Saved entries:
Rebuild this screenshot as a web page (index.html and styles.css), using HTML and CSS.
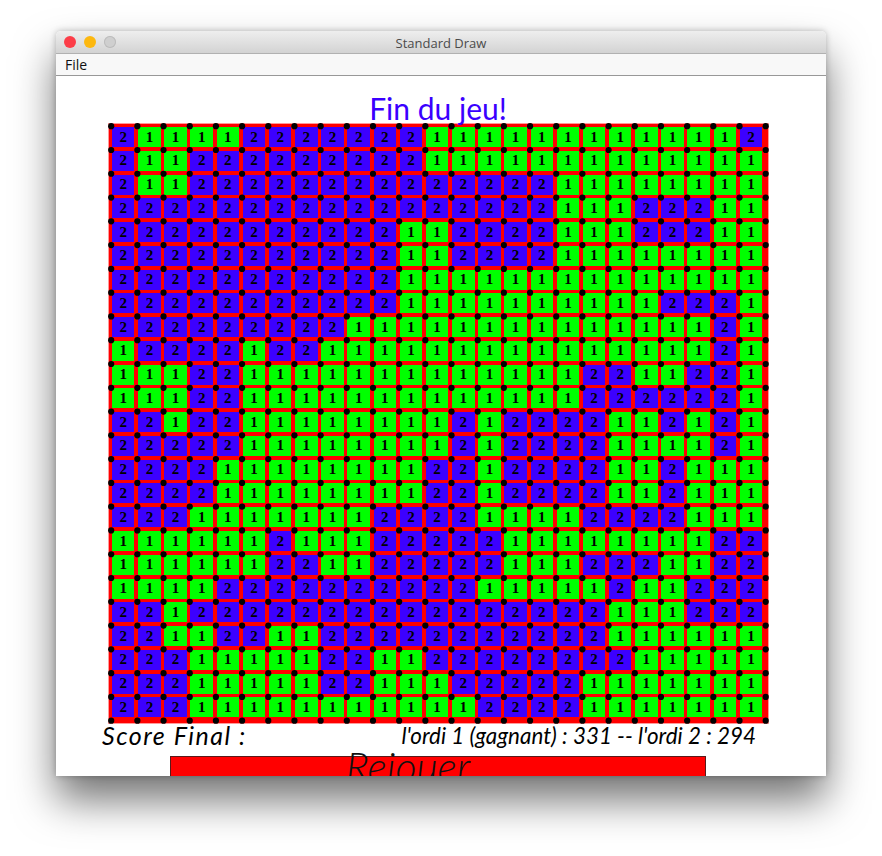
FILE: index.html
```html
<!DOCTYPE html>
<html lang="fr">
<head>
  <meta charset="UTF-8" />
  <meta name="viewport" content="width=device-width, initial-scale=1.0"/>
  <title>Standard Draw</title>
  <link rel="stylesheet" href="styles.css">
</head>
<body>
  <div class="window">
    <div class="titlebar">
      <div class="lights">
        <span class="light light-close"></span>
        <span class="light light-min"></span>
        <span class="light light-max"></span>
      </div>
      <div class="window-title">Standard Draw</div>
    </div>
    <div class="menubar"><span class="menu-item">File</span></div>
    <div class="canvas">
      <h1 class="game-title">Fin du jeu!</h1>
      <div class="board" id="board">
        <div class="cells" id="cells"></div>
        <svg class="dots" id="dots" width="659" height="599"></svg>
      </div>
      <div class="score">
        <span class="score-label">Score Final :</span>
        <span>l'ordi 1 (gagnant) : 331 -- l'ordi 2 : 294</span>
      </div>
      <div class="replay"><span class="replay-label">Rejouer</span></div>
    </div>
  </div>

  <script src="script.js"></script>
</body>
</html>
```

FILE: styles.css
```css
body {
  margin: 0;
  background-color: #fff;
  font-family: "Lato", sans-serif;
  height: 856px;
  overflow: hidden;
}

.window {
  width: 770px;
  height: 745px;
  margin: 31px 0 0 56px;
  border-radius: 5px 5px 0 0;
  background-color: #fff;
  box-shadow: 0 24px 42px rgba(0, 0, 0, 0.55), 0 0 6px rgba(0, 0, 0, 0.25);
  display: flex;
  flex-direction: column;
  overflow: hidden;
}

.titlebar {
  height: 22px;
  flex: none;
  display: flex;
  align-items: center;
  position: relative;
  background: linear-gradient(#eeeeee, #d3d3d3);
  border-bottom: 1px solid #b1b1b1;
}

.lights {
  display: flex;
  gap: 8px;
  padding-left: 8px;
}

.light {
  width: 12px;
  height: 12px;
  border-radius: 50%;
}

.light-close { background-color: #fc3d48; }
.light-min { background-color: #fdb80f; }
.light-max { background-color: #cfcfcf; box-shadow: inset 0 0 0 1px #bcbcbc; }

.window-title {
  position: absolute;
  left: 0;
  right: 0;
  padding-top: 1px;
  text-align: center;
  font-family: "Open Sans", sans-serif;
  font-size: 13px;
  color: #4b4b4b;
}

.menubar {
  height: 21px;
  flex: none;
  padding-left: 9px;
  display: flex;
  align-items: center;
  background-color: #f8f8f8;
  border-bottom: 1px solid #989898;
}

.menu-item {
  font-family: "Open Sans", sans-serif;
  font-size: 14px;
  color: #111;
}

.canvas {
  flex: 1;
  min-height: 0;
  overflow: hidden;
}

.game-title {
  height: 48px;
  margin: 0;
  padding-right: 6px;
  text-align: center;
  font-size: 30px;
  font-weight: 400;
  line-height: 64px;
  color: #3a00ff;
  position: relative;
  z-index: 1;
}

.board {
  position: relative;
  width: 659px;
  margin-left: 53px;
  padding: 3px 5px 5.3px 3px;
  box-sizing: border-box;
  background-color: #ff0000;
  box-shadow: 0 0 0 1px #ff9a9a;
}

.cells {
  display: grid;
  grid-template-columns: repeat(25, 22.48px);
  grid-auto-rows: 20px;
  gap: 3.78px 3.7px;
}

.cell {
  display: flex;
  align-items: center;
  justify-content: center;
  font-family: "Liberation Serif", serif;
  font-weight: bold;
  font-size: 15px;
  color: #000;
}

.cell-1 { background-color: #00ff00; }
.cell-2 { background-color: #3c00ff; }

.dots {
  position: absolute;
  left: 0;
  top: 0;
  overflow: visible;
}

.score {
  display: flex;
  justify-content: space-between;
  height: 33px;
  padding: 0 70px 0 46px;
  font-size: 22.4px;
  font-style: italic;
  line-height: 25px;
  color: #000;
}

.score-label {
  font-size: 25px;
  letter-spacing: 1.5px;
}

.replay {
  width: 536px;
  height: 30px;
  margin-left: 114px;
  padding-right: 60px;
  box-sizing: border-box;
  background-color: #ff0000;
  border: 1px solid #5a1a1a;
  text-align: center;
  font-size: 41px;
  font-style: italic;
  font-weight: 300;
  line-height: 20px;
  color: #111;
}
```

FILE: script.js
```js
const rows = [
  "2111122222221111111111112",
  "2112222222221111111111111",
  "2112222222222222211111111",
  "2222222222222222211122211",
  "2222222222211222211122211",
  "2222222222211222211111111",
  "2222222222211111111111111",
  "2222222222211111111112221",
  "2222222221111111111111121",
  "1222212211111111111111121",
  "1112211111111111112211221",
  "1112211111111111112222221",
  "2212211111111212222112121",
  "2222211111111212222111121",
  "2222111111112212222112111",
  "2222111111112212222112111",
  "2221111111222211112222111",
  "1111112111222221111111122",
  "1111112211222221112221122",
  "1111222222222211111211222",
  "2212222222222222222111222",
  "2211221122222222222111111",
  "2221111122112222222211111",
  "2221111122111222221111111",
  "2221111111111122221111111"
];

const pitchX = 26.18;
const pitchY = 23.78;

const cells = document.getElementById("cells");
rows.forEach(row => {
  for (const value of row) {
    const cell = document.createElement("div");
    cell.className = "cell cell-" + value;
    cell.innerText = value;
    cells.appendChild(cell);
  }
});

const dots = document.getElementById("dots");
for (let r = 0; r <= 25; r++) {
  for (let c = 0; c <= 25; c++) {
    const dot = document.createElementNS("http://www.w3.org/2000/svg", "circle");
    dot.setAttribute("cx", 2.2 + c * pitchX);
    dot.setAttribute("cy", 2.2 + r * pitchY);
    dot.setAttribute("r", 3.1);
    dots.appendChild(dot);
  }
}
```
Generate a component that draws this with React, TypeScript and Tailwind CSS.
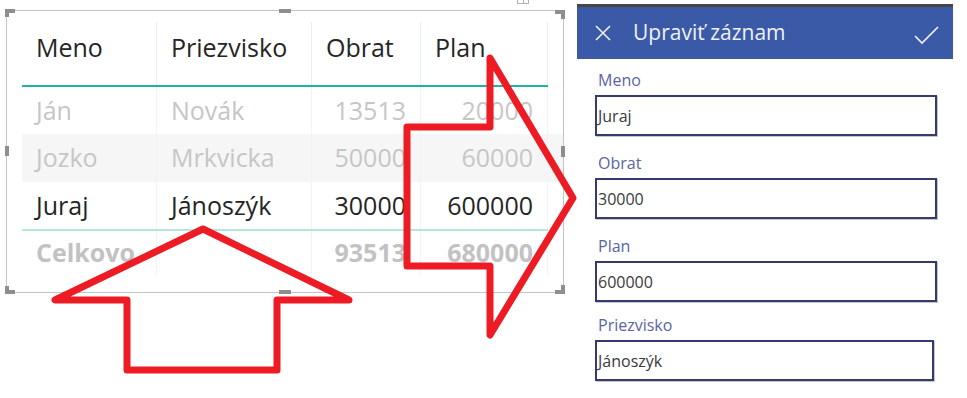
import React from "react";

const font = { fontFamily: '"Open Sans", "Noto Sans", sans-serif' };

function Handle({ className }: { className: string }) {
  return <div className={`absolute bg-[#8e8e8e] ${className}`} />;
}

const cols = ["w-[135px]", "w-[155px]", "w-[109px]", "w-[127px]"];

function Row({
  cells,
  rowCls,
  textCls,
  pad,
}: {
  cells: string[];
  rowCls: string;
  textCls: string;
  pad: string;
}) {
  return (
    <div className={`flex ${rowCls}`}>
      {cells.map((c, i) => (
        <div
          key={i}
          className={`${cols[i]} ${pad} border-r border-[#f1f4f4] text-[25px] leading-[34px] whitespace-nowrap overflow-hidden ${textCls} ${
            i >= 2 ? "text-right pr-[14px]" : "pl-[14px]"
          }`}
        >
          {c}
        </div>
      ))}
    </div>
  );
}

export default function App() {
  return (
    <div className="relative w-[967px] h-[398px] bg-white overflow-hidden" style={font}>
      <div className="flex items-start">
        {/* Left: table visual */}
        <div className="pl-[6px] pt-[10px] w-[577px]">
          <div className="relative w-[558px] h-[283px] border border-[#c4c4c4] pl-[15px] pt-[11px]">
            {/* header */}
            <div className="flex h-[63px]">
              {["Meno", "Priezvisko", "Obrat", "Plan"].map((h, i) => (
                <div
                  key={h}
                  className={`${cols[i]} pt-[8px] pl-[14px] border-r border-[#e3f2ef] text-[25px] leading-[34px] text-[#252525]`}
                >
                  {h}
                </div>
              ))}
            </div>
            <div className="w-[526px] h-[2px] bg-[#1fb3a0]" />
            <Row cells={["Ján", "Novák", "13513", "20000"]} rowCls="h-[47px]" textCls="text-[#c6c6c6]" pad="pt-[6px]" />
            <Row cells={["Jozko", "Mrkvicka", "50000", "60000"]} rowCls="h-[48px] bg-[#f6f6f6]" textCls="text-[#c6c6c6]" pad="pt-[6px]" />
            <Row cells={["Juraj", "Jánoszýk", "30000", "600000"]} rowCls="h-[47px]" textCls="text-[#252525]" pad="pt-[6px]" />
            <div className="w-[526px] h-[2px] bg-[#b4e6df]" />
            <Row cells={["Celkovo", "", "93513", "680000"]} rowCls="h-[45px]" textCls="text-[#c2c2c2] font-bold" pad="pt-[4px]" />

            {/* selection handles */}
            <Handle className="left-[-2px] top-[-2px] w-[10px] h-[4px]" />
            <Handle className="left-[-2px] top-[-2px] w-[4px] h-[8px]" />
            <Handle className="left-[272px] top-[-2px] w-[12px] h-[4px]" />
            <Handle className="right-[-2px] top-[-1px] w-[10px] h-[4px]" />
            <Handle className="right-[-2px] top-[-1px] w-[4px] h-[9px]" />
            <Handle className="left-[-2px] top-[135px] w-[4px] h-[10px]" />
            <Handle className="right-[-2px] top-[135px] w-[4px] h-[11px]" />
            <Handle className="left-[-2px] bottom-[-2px] w-[10px] h-[4px]" />
            <Handle className="left-[-2px] bottom-[-2px] w-[4px] h-[8px]" />
            <Handle className="left-[272px] bottom-[-2px] w-[12px] h-[4px]" />
            <Handle className="right-[-2px] bottom-[-2px] w-[10px] h-[4px]" />
            <Handle className="right-[-2px] bottom-[-2px] w-[4px] h-[9px]" />
            <div className="absolute left-[510px] top-[-11px] w-[12px] h-[4px] border border-t-0 border-[#b0b0b0]">
              <div className="mx-auto w-px h-full bg-[#b0b0b0]" />
            </div>
          </div>
        </div>

        {/* Right: edit form */}
        <div className="w-[376px] pt-[4px]">
          <div className="h-[3px] bg-[#464646]" />
          <div className="h-[52px] bg-[#3a59a7] flex items-center pl-[18px] pr-[14px]">
            <svg width="16" height="16" viewBox="0 0 16 16" className="shrink-0">
              <path d="M1 1L15 15M15 1L1 15" stroke="#eef1f8" strokeWidth="1.6" fill="none" />
            </svg>
            <span className="ml-[22px] text-[21px] leading-[28px] text-[#eef1f8] pb-[2px]">Upraviť záznam</span>
            <svg width="25" height="19" viewBox="0 0 25 19" className="ml-auto mt-[4px]">
              <path d="M1 10L8 17L24 1" stroke="#eef1f8" strokeWidth="1.7" fill="none" />
            </svg>
          </div>
          <div className="pl-[18px]">
            <Field label="Meno" value="Juraj" labelTop="mt-[10px]" w="w-[342px]" />
            <Field label="Obrat" value="30000" labelTop="mt-[16px]" w="w-[342px]" />
            <Field label="Plan" value="600000" labelTop="mt-[16px]" w="w-[342px]" />
            <Field label="Priezvisko" value="Jánoszýk" labelTop="mt-[12px]" w="w-[339px]" />
          </div>
        </div>
      </div>

      {/* red arrows overlay */}
      <svg className="absolute left-0 top-0 pointer-events-none" width="967" height="398" viewBox="0 0 967 398">
        <path
          d="M203 229 L55 300 L127 300 L127 370 L277 370 L277 300 L349 300 Z"
          fill="none"
          stroke="#ed1c24"
          strokeWidth="7"
          strokeLinejoin="round"
        />
        <path
          d="M407 127 L490 127 L490 58 L573 198 L490 335 L490 266 L407 266 Z"
          fill="none"
          stroke="#ed1c24"
          strokeWidth="7"
          strokeLinejoin="round"
        />
      </svg>
    </div>
  );
}

function Field({
  label,
  value,
  labelTop,
  w,
}: {
  label: string;
  value: string;
  labelTop: string;
  w: string;
}) {
  return (
    <div>
      <div className={`${labelTop} pl-[3px] text-[16px] leading-[22px] text-[#5b64a3]`}>{label}</div>
      <div
        className={`mt-[4px] ${w} h-[41px] border-2 border-[#353a70] shadow-[1px_1px_0_#c6c6c6] flex items-center pl-[1px] text-[16px] leading-[22px] text-[#3a3a3a]`}
      >
        {value}
      </div>
    </div>
  );
}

§ **Problem**: Count how many lines of the listing above include "styles" and report that number alone.

§ **Response**: 3